**Raw data:**
***

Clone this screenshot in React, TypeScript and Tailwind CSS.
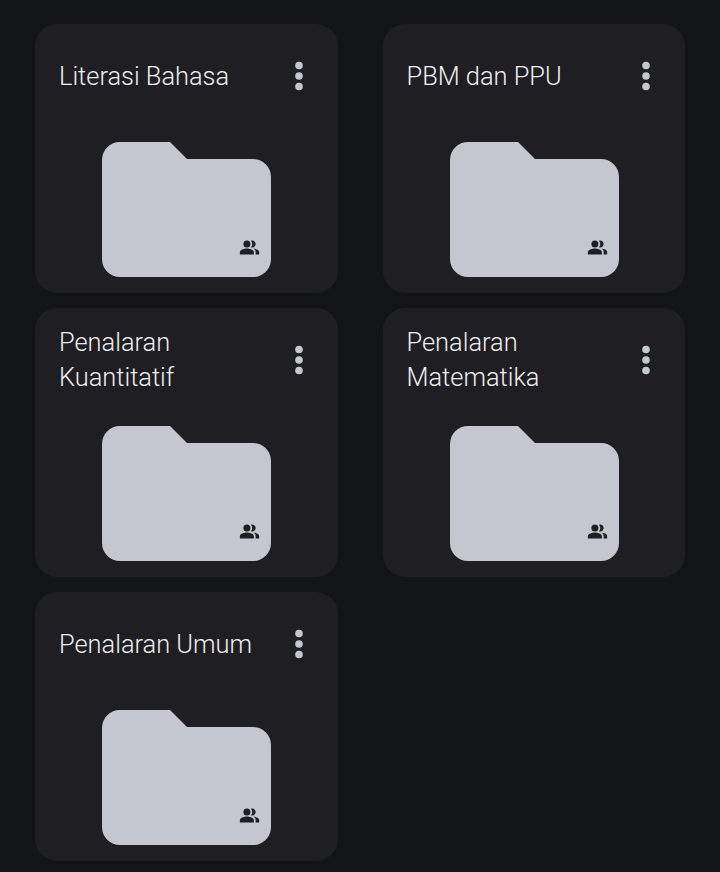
import { MdPeopleAlt } from 'react-icons/md';

const FOLDERS = [
  'Literasi Bahasa',
  'PBM dan PPU',
  'Penalaran Kuantitatif',
  'Penalaran Matematika',
  'Penalaran Umum',
];

function FolderCard({ name }: { name: string }) {
  return (
    <div className="h-[269px] rounded-[22px] bg-[#1f1f23] pl-6 pr-[35px] pt-[17px]">
      <div className="flex h-[70px] items-center justify-between">
        <h2 className="w-[205px] text-[25.4px] leading-[35px] font-light text-[#eeeef0]">{name}</h2>
        <svg width="8" height="30" viewBox="0 0 8 30" className="fill-[#c4c7ce]">
          <circle cx="4" cy="4.5" r="3.8" />
          <circle cx="4" cy="15" r="3.8" />
          <circle cx="4" cy="25.5" r="3.8" />
        </svg>
      </div>
      <div className="relative mt-[31px] ml-[43px] h-[135px] w-[169px]">
        <svg width="169" height="135" viewBox="0 0 169 135" className="fill-[#c4c7d0]">
          <path d="M18 0H68L85 17H151A18 18 0 0 1 169 35V117A18 18 0 0 1 151 135H18A18 18 0 0 1 0 117V18A18 18 0 0 1 18 0Z" />
        </svg>
        <MdPeopleAlt className="absolute right-[11px] bottom-[19px] text-[21px] text-[#1f1f23]" />
      </div>
    </div>
  );
}

export default function App() {
  return (
    <div className="min-h-[872px] bg-[#131417] px-[35px] pt-6 font-['Roboto',sans-serif]">
      <div className="grid grid-cols-2 gap-x-[45px] gap-y-[15px]">
        {FOLDERS.map((name) => (
          <FolderCard key={name} name={name} />
        ))}
      </div>
    </div>
  );
}
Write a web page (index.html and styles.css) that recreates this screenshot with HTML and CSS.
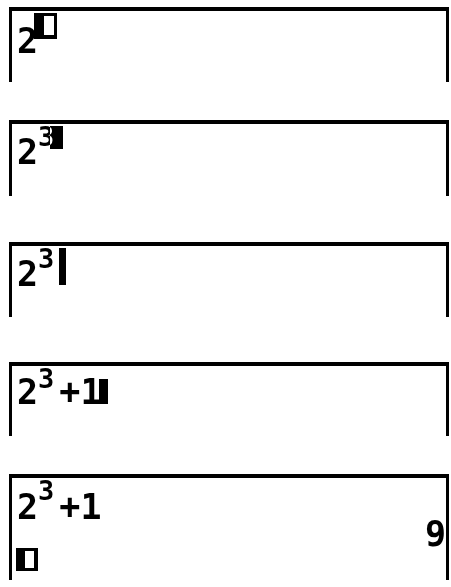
FILE: index.html
```html
<!DOCTYPE html>
<html>
<head>
<meta charset="utf-8">
<link rel="stylesheet" href="styles.css">
</head>
<body>
<div class="screens">
  <div class="panel p1">
    <div class="row">
      <span class="main m17">2</span>
      <span class="ph ph-sup"></span>
    </div>
  </div>
  <div class="panel p2">
    <div class="row">
      <span class="main m15">2</span>
      <span class="sup">3</span>
      <span class="inv"></span>
    </div>
  </div>
  <div class="panel p3">
    <div class="row">
      <span class="main m15">2</span>
      <span class="sup">3</span>
      <span class="bar bar-tall"></span>
    </div>
  </div>
  <div class="panel p4">
    <div class="row">
      <span class="main m13">2</span>
      <span class="sup">3</span>
      <span class="main m13 plus">+</span>
      <span class="main m13">1</span>
      <span class="bar bar-short"></span>
    </div>
  </div>
  <div class="panel p5">
    <div class="row r1">
      <span class="main m16">2</span>
      <span class="sup">3</span>
      <span class="main m16 plus">+</span>
      <span class="main m16">1</span>
    </div>
    <div class="row r2">
      <span class="main">9</span>
    </div>
    <div class="row r3">
      <span class="ph ph-line"></span>
    </div>
  </div>
</div>
</body>
</html>
```

FILE: styles.css
```css
html, body {
  margin: 0;
  padding: 0;
  background: #fff;
}

.screens {
  display: flex;
  flex-direction: column;
  padding-left: 9px;
}

.panel {
  box-sizing: border-box;
  width: 440px;
  border: 3px solid #000;
  border-top-width: 4px;
  border-bottom: none;
  padding-left: 5px;
  font-family: "DejaVu Sans Mono", monospace;
  font-weight: bold;
  color: #000;
}

.p1 { margin-top: 7px; height: 75px; }
.p2 { margin-top: 38px; height: 76px; }
.p3 { margin-top: 46px; height: 75px; }
.p4 { margin-top: 45px; height: 74px; }
.p5 { margin-top: 38px; height: 106px; }

.row {
  display: flex;
  align-items: flex-start;
}

.main {
  display: block;
  font-size: 35px;
  line-height: 35px;
}

.m13 { margin-top: 9px; }
.m15 { margin-top: 11px; }
.m16 { margin-top: 12px; }
.m17 { margin-top: 13px; }

.sup {
  display: block;
  font-size: 27px;
  line-height: 27px;
  margin-top: -1px;
}

.plus { margin-left: 5px; }

.ph {
  display: block;
  box-sizing: border-box;
  background: #fff;
  border-style: solid;
  border-color: #000;
}

.ph-sup {
  margin-top: 2px;
  margin-left: -4px;
  width: 23px;
  height: 26px;
  border-width: 3px 3px 4px 10px;
}

.ph-line {
  margin-left: -1px;
  width: 22px;
  height: 23px;
  border-width: 3px 4px 3px 9px;
}

.inv {
  display: block;
  margin-top: 2px;
  margin-left: -4px;
  width: 13px;
  height: 23px;
  background: #fff;
  mix-blend-mode: difference;
}

.bar {
  display: block;
  background: #000;
}

.bar-tall {
  margin-top: 2px;
  margin-left: 5px;
  width: 7px;
  height: 37px;
}

.bar-short {
  margin-top: 13px;
  margin-left: -3px;
  width: 9px;
  height: 25px;
}

.r1 { height: 39px; }
.r2 {
  height: 31px;
  justify-content: flex-end;
}
.r3 { height: 25px; }
```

***

**Instructions for the task:** All the material shown above is to be copied exactly, with no pictures carried over.

**Result of the exercise:**
Clone this screenshot in React, TypeScript and Tailwind CSS.
import { MdPeopleAlt } from 'react-icons/md';

const FOLDERS = [
  'Literasi Bahasa',
  'PBM dan PPU',
  'Penalaran Kuantitatif',
  'Penalaran Matematika',
  'Penalaran Umum',
];

function FolderCard({ name }: { name: string }) {
  return (
    <div className="h-[269px] rounded-[22px] bg-[#1f1f23] pl-6 pr-[35px] pt-[17px]">
      <div className="flex h-[70px] items-center justify-between">
        <h2 className="w-[205px] text-[25.4px] leading-[35px] font-light text-[#eeeef0]">{name}</h2>
        <svg width="8" height="30" viewBox="0 0 8 30" className="fill-[#c4c7ce]">
          <circle cx="4" cy="4.5" r="3.8" />
          <circle cx="4" cy="15" r="3.8" />
          <circle cx="4" cy="25.5" r="3.8" />
        </svg>
      </div>
      <div className="relative mt-[31px] ml-[43px] h-[135px] w-[169px]">
        <svg width="169" height="135" viewBox="0 0 169 135" className="fill-[#c4c7d0]">
          <path d="M18 0H68L85 17H151A18 18 0 0 1 169 35V117A18 18 0 0 1 151 135H18A18 18 0 0 1 0 117V18A18 18 0 0 1 18 0Z" />
        </svg>
        <MdPeopleAlt className="absolute right-[11px] bottom-[19px] text-[21px] text-[#1f1f23]" />
      </div>
    </div>
  );
}

export default function App() {
  return (
    <div className="min-h-[872px] bg-[#131417] px-[35px] pt-6 font-['Roboto',sans-serif]">
      <div className="grid grid-cols-2 gap-x-[45px] gap-y-[15px]">
        {FOLDERS.map((name) => (
          <FolderCard key={name} name={name} />
        ))}
      </div>
    </div>
  );
}
Write a web page (index.html and styles.css) that recreates this screenshot with HTML and CSS.
FILE: index.html
```html
<!DOCTYPE html>
<html>
<head>
<meta charset="utf-8">
<link rel="stylesheet" href="styles.css">
</head>
<body>
<div class="screens">
  <div class="panel p1">
    <div class="row">
      <span class="main m17">2</span>
      <span class="ph ph-sup"></span>
    </div>
  </div>
  <div class="panel p2">
    <div class="row">
      <span class="main m15">2</span>
      <span class="sup">3</span>
      <span class="inv"></span>
    </div>
  </div>
  <div class="panel p3">
    <div class="row">
      <span class="main m15">2</span>
      <span class="sup">3</span>
      <span class="bar bar-tall"></span>
    </div>
  </div>
  <div class="panel p4">
    <div class="row">
      <span class="main m13">2</span>
      <span class="sup">3</span>
      <span class="main m13 plus">+</span>
      <span class="main m13">1</span>
      <span class="bar bar-short"></span>
    </div>
  </div>
  <div class="panel p5">
    <div class="row r1">
      <span class="main m16">2</span>
      <span class="sup">3</span>
      <span class="main m16 plus">+</span>
      <span class="main m16">1</span>
    </div>
    <div class="row r2">
      <span class="main">9</span>
    </div>
    <div class="row r3">
      <span class="ph ph-line"></span>
    </div>
  </div>
</div>
</body>
</html>
```

FILE: styles.css
```css
html, body {
  margin: 0;
  padding: 0;
  background: #fff;
}

.screens {
  display: flex;
  flex-direction: column;
  padding-left: 9px;
}

.panel {
  box-sizing: border-box;
  width: 440px;
  border: 3px solid #000;
  border-top-width: 4px;
  border-bottom: none;
  padding-left: 5px;
  font-family: "DejaVu Sans Mono", monospace;
  font-weight: bold;
  color: #000;
}

.p1 { margin-top: 7px; height: 75px; }
.p2 { margin-top: 38px; height: 76px; }
.p3 { margin-top: 46px; height: 75px; }
.p4 { margin-top: 45px; height: 74px; }
.p5 { margin-top: 38px; height: 106px; }

.row {
  display: flex;
  align-items: flex-start;
}

.main {
  display: block;
  font-size: 35px;
  line-height: 35px;
}

.m13 { margin-top: 9px; }
.m15 { margin-top: 11px; }
.m16 { margin-top: 12px; }
.m17 { margin-top: 13px; }

.sup {
  display: block;
  font-size: 27px;
  line-height: 27px;
  margin-top: -1px;
}

.plus { margin-left: 5px; }

.ph {
  display: block;
  box-sizing: border-box;
  background: #fff;
  border-style: solid;
  border-color: #000;
}

.ph-sup {
  margin-top: 2px;
  margin-left: -4px;
  width: 23px;
  height: 26px;
  border-width: 3px 3px 4px 10px;
}

.ph-line {
  margin-left: -1px;
  width: 22px;
  height: 23px;
  border-width: 3px 4px 3px 9px;
}

.inv {
  display: block;
  margin-top: 2px;
  margin-left: -4px;
  width: 13px;
  height: 23px;
  background: #fff;
  mix-blend-mode: difference;
}

.bar {
  display: block;
  background: #000;
}

.bar-tall {
  margin-top: 2px;
  margin-left: 5px;
  width: 7px;
  height: 37px;
}

.bar-short {
  margin-top: 13px;
  margin-left: -3px;
  width: 9px;
  height: 25px;
}

.r1 { height: 39px; }
.r2 {
  height: 31px;
  justify-content: flex-end;
}
.r3 { height: 25px; }
```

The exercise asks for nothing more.